Pick out every line that holds the string "this" and copy it.
━━━ Input data
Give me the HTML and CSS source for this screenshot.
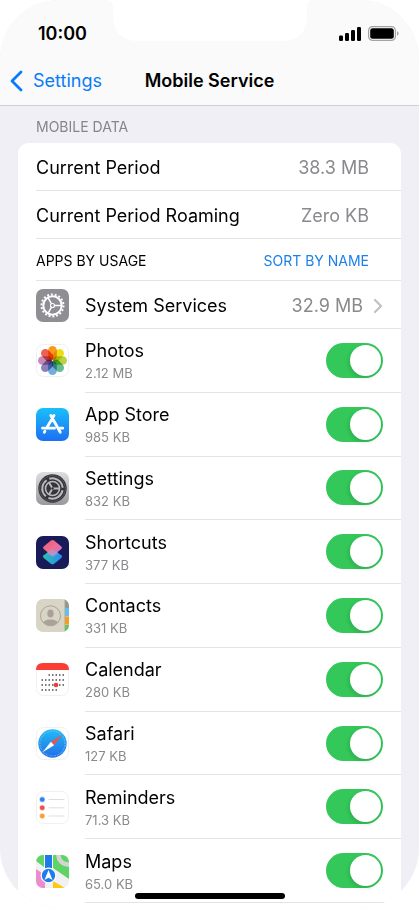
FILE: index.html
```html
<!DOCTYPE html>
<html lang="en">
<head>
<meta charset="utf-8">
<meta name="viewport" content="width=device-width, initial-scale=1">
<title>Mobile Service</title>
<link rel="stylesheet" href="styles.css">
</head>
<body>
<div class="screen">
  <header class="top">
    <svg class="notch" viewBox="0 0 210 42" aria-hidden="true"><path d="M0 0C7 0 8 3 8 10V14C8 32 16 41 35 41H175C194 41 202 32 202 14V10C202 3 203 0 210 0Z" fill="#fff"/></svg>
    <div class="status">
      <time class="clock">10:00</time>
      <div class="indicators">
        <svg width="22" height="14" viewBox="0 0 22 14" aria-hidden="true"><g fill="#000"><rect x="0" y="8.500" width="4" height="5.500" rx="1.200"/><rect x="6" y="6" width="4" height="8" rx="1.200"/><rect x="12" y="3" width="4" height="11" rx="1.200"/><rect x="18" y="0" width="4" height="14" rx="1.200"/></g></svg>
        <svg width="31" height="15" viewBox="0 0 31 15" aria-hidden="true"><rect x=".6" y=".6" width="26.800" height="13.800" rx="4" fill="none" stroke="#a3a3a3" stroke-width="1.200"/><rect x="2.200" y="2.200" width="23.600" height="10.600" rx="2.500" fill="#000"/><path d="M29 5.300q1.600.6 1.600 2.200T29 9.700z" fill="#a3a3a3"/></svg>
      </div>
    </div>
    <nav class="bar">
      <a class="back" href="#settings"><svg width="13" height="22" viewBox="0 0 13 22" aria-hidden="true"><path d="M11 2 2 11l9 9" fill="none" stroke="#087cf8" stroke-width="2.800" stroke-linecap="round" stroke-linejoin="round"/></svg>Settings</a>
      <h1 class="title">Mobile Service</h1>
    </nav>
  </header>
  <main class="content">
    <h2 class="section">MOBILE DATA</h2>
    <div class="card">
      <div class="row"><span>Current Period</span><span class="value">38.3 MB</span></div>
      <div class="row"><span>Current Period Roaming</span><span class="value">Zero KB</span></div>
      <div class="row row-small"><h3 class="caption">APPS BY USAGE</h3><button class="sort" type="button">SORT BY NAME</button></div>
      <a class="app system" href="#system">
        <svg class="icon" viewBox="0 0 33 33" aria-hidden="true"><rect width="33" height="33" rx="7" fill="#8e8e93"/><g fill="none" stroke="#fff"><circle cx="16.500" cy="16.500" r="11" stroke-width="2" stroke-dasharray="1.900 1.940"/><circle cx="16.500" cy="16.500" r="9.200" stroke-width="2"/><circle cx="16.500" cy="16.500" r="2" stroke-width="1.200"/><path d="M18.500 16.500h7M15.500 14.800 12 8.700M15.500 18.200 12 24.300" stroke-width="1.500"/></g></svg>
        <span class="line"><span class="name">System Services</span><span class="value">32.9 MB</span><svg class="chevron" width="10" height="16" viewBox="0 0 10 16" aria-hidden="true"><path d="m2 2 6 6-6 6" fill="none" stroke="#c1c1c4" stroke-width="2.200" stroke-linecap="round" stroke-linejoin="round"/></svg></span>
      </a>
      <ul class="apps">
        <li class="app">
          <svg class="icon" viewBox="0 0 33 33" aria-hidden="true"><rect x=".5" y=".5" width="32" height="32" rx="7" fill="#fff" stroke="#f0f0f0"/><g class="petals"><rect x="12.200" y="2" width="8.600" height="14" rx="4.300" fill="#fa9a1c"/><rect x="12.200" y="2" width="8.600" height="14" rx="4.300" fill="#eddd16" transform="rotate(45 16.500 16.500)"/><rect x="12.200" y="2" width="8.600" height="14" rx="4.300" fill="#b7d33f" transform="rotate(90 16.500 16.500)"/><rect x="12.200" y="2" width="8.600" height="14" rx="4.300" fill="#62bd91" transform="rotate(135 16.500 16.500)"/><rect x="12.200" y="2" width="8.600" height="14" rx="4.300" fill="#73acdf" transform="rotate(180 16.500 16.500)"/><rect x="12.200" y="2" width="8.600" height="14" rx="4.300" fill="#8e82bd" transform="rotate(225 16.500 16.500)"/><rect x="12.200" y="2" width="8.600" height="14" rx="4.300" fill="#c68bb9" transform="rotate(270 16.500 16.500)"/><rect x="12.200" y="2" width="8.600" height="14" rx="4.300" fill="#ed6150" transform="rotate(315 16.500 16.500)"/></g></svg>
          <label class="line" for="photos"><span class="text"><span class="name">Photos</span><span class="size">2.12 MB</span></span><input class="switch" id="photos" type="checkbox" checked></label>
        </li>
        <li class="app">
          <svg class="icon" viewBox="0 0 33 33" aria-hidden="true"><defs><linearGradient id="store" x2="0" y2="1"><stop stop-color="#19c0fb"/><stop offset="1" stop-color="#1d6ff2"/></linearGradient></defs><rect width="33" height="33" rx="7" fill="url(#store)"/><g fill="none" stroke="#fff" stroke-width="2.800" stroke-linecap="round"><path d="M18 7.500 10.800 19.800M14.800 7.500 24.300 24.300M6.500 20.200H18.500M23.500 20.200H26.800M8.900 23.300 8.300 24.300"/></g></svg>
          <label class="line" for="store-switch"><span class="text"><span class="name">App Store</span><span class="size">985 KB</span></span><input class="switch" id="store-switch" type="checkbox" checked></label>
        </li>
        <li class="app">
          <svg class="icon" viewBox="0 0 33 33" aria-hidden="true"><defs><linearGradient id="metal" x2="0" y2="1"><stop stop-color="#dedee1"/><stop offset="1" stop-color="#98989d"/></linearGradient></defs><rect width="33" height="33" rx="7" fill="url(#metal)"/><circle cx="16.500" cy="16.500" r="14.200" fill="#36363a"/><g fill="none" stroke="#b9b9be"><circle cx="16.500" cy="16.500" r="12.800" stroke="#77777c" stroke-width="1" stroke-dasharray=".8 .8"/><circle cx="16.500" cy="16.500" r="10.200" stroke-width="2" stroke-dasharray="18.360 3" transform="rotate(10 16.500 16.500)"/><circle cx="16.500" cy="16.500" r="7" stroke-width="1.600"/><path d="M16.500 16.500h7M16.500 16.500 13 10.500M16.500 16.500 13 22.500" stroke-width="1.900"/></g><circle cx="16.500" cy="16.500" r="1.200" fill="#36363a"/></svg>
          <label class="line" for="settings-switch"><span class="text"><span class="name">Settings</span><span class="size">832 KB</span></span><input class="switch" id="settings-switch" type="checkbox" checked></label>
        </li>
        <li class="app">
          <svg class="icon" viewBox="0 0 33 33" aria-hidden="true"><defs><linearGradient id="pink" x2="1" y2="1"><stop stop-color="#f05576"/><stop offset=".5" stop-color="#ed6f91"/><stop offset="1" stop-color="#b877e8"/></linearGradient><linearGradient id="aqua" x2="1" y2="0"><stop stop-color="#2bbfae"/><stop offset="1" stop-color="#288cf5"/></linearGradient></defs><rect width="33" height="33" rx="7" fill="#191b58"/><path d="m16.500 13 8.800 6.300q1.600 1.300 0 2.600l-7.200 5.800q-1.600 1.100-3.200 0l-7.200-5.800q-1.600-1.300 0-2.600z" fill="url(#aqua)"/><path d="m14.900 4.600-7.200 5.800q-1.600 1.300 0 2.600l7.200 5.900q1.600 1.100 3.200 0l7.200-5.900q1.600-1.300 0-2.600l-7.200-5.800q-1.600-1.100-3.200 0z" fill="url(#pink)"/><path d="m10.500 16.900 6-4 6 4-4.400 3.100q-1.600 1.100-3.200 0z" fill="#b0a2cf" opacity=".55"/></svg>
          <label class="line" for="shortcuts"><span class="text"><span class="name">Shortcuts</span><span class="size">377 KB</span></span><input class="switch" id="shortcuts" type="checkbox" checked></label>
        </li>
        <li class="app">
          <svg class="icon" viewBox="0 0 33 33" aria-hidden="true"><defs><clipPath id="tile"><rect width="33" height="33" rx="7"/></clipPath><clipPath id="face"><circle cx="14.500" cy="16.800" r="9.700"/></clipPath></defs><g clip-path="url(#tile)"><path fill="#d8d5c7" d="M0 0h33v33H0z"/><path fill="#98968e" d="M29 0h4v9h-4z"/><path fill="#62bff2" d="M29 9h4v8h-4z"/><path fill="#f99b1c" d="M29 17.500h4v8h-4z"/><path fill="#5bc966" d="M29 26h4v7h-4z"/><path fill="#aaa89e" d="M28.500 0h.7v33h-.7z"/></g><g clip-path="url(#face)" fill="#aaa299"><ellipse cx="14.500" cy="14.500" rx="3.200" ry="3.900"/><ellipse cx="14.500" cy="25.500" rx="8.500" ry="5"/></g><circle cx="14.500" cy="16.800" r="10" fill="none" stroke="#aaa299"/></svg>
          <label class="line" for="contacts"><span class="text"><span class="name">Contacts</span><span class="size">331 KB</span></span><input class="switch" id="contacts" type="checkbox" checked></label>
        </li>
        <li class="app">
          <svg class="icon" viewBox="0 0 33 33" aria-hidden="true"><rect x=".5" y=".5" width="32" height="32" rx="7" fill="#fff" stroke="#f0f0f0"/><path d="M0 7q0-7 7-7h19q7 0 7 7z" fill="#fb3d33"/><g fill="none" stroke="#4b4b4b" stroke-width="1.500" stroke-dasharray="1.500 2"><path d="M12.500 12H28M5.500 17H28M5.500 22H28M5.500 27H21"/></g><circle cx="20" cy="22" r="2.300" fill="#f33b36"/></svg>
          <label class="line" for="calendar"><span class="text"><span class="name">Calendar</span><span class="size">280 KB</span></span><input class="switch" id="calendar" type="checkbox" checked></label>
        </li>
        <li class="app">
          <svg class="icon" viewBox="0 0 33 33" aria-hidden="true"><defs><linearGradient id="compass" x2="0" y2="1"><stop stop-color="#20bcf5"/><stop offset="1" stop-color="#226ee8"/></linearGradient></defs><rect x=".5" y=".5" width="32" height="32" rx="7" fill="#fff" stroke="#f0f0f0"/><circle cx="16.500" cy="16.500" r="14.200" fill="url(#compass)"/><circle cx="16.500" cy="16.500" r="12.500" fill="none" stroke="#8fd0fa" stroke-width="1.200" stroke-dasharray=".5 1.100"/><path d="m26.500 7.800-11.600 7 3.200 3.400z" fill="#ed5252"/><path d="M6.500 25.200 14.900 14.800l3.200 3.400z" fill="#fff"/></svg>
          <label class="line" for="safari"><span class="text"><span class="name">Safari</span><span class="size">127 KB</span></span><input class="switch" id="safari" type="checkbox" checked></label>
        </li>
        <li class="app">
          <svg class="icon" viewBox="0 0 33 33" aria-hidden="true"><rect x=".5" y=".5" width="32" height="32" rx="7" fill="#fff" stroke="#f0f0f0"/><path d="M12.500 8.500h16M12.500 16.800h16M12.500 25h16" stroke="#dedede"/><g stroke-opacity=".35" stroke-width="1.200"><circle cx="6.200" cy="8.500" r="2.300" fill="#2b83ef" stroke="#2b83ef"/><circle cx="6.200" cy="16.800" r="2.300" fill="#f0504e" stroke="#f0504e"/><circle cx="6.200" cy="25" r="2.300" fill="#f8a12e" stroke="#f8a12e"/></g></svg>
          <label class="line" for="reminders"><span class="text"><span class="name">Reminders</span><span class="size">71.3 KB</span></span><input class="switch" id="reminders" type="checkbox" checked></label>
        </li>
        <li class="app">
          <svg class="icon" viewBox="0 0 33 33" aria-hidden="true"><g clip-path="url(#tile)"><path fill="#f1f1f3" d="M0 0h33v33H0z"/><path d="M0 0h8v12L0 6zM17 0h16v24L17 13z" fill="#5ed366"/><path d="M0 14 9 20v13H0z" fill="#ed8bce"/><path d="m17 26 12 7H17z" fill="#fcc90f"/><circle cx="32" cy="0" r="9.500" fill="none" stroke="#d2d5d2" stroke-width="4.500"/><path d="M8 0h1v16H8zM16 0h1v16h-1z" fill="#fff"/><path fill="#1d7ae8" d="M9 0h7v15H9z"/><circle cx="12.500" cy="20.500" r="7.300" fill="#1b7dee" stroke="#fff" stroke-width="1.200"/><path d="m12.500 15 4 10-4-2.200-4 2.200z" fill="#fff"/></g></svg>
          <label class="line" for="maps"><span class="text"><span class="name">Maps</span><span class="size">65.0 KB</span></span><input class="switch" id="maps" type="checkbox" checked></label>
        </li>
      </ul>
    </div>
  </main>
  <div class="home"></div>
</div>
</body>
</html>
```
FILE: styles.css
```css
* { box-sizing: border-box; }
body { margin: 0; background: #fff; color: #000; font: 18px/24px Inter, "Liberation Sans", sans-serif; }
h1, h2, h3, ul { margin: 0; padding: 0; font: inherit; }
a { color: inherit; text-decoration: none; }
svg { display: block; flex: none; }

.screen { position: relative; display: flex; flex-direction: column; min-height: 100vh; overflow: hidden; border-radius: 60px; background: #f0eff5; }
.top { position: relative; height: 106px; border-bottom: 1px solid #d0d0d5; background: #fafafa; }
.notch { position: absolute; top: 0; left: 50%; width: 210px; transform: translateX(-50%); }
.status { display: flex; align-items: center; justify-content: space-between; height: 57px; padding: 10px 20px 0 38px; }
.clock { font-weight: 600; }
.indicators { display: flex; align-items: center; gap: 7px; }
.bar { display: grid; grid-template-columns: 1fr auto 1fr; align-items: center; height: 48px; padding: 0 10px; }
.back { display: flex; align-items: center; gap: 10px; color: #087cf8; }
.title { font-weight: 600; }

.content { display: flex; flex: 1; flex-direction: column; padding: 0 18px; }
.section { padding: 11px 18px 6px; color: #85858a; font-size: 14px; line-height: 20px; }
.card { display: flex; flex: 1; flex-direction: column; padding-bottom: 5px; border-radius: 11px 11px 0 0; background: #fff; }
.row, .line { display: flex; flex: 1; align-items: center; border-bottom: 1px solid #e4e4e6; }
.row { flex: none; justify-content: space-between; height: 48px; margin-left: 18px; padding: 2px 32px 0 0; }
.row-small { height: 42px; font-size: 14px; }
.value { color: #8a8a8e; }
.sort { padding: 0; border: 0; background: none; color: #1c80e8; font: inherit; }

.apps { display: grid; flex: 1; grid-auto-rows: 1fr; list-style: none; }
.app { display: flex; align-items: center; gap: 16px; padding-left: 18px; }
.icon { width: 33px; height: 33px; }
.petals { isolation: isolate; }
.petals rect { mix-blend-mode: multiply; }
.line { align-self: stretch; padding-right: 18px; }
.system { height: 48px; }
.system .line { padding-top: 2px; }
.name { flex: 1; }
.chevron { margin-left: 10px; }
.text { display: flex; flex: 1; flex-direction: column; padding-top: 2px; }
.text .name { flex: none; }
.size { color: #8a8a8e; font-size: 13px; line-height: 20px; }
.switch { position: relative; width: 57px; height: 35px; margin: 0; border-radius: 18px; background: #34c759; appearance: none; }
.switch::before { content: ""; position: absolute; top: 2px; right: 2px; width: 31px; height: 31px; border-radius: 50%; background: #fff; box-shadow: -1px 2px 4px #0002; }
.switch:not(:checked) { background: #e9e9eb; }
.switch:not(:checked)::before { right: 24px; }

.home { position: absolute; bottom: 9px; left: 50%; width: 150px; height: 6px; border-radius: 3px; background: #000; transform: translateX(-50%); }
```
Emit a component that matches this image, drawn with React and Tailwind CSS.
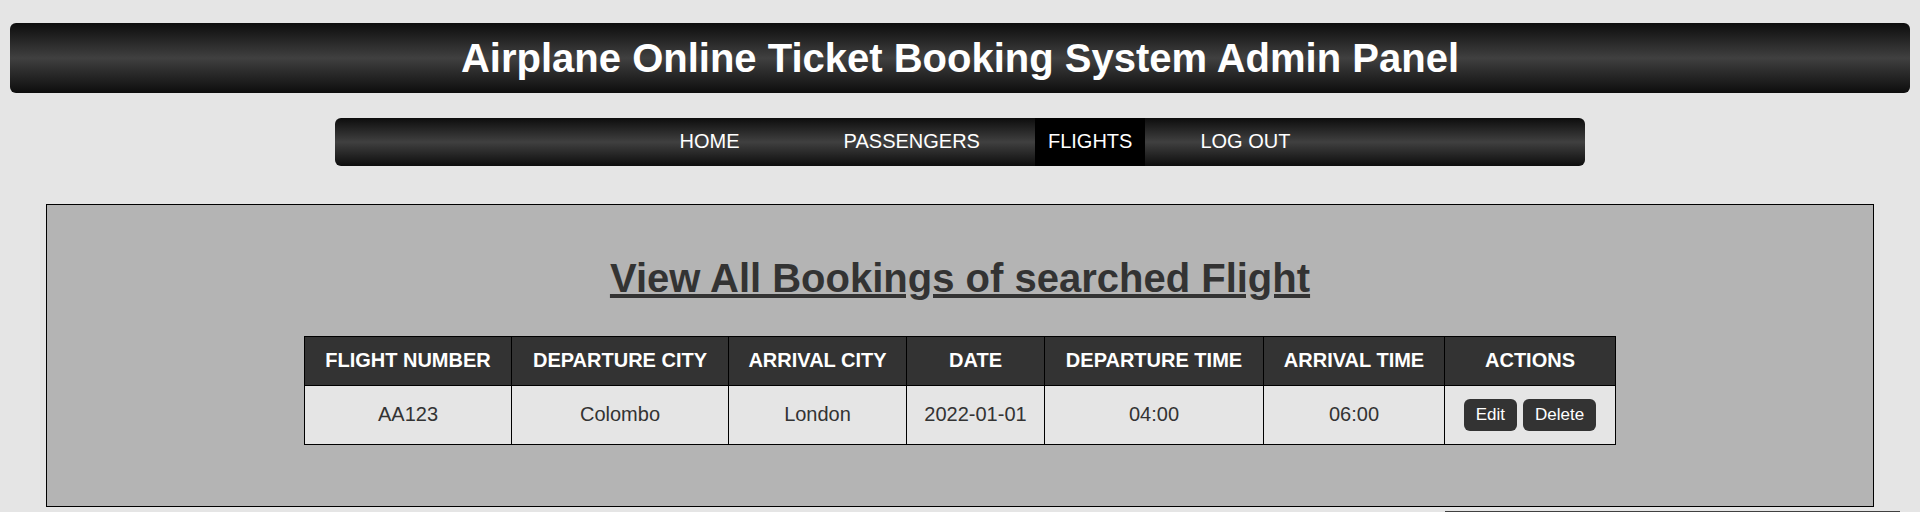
━━━━━━
_Reply_.
Give me the HTML and CSS source for this screenshot.
Emit a component that matches this image, drawn with React and Tailwind CSS.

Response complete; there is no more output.